Stubborn Reality

“Reality is that which when you stop believing in it doesn’t go away.”

So said Philip Dick, the prolific science fiction writer who died almost thirty years ago. I am a sucker for short, provocative assertions like that. I like writers (like T.S. Eliot and George Eliot [no relation]) who use a lot of epigraphs, as I often do myself, and I think I will use Dick’s tantalizing assertion somewhere in my Skeptical Believer work in progress.

My first, easy thought is that it applies well to God. Not believing in God doesn’t get God out of your life, much less the universe. It merely makes you further removed from reality. But of course I can’t prove that. The inverse (?) of the assertion is that believing in something (such as God) doesn’t make it real, which is what any atheist could say in return.

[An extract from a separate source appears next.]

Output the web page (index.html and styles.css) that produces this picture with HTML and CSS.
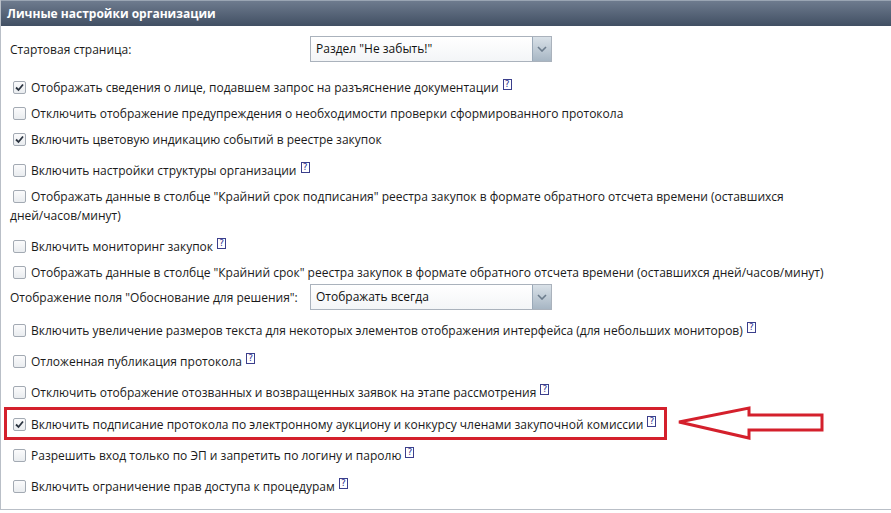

Still, I like the assertion and I think it has wide application outside the arena of ultimate questions. It certainly applies to a lot of political situations, including our current budget debates. It applies in personal and societal relationships and most everywhere else.

I don’t think the principle is particularly helpful in doing battle with adversaries, because both sides simply claim the other is the one ignoring reality. But I do believe it can be helpful in self-assessment, in the quiet of one’s own heart where you can sometimes admit things to yourself that you would not acknowledge publicly. “What do I fail to believe—or fail to act on—that nevertheless seems not to go away?”

Each of us prefers that some aspect of “reality,” simply “go away”–but reality, alas, is famously stubborn.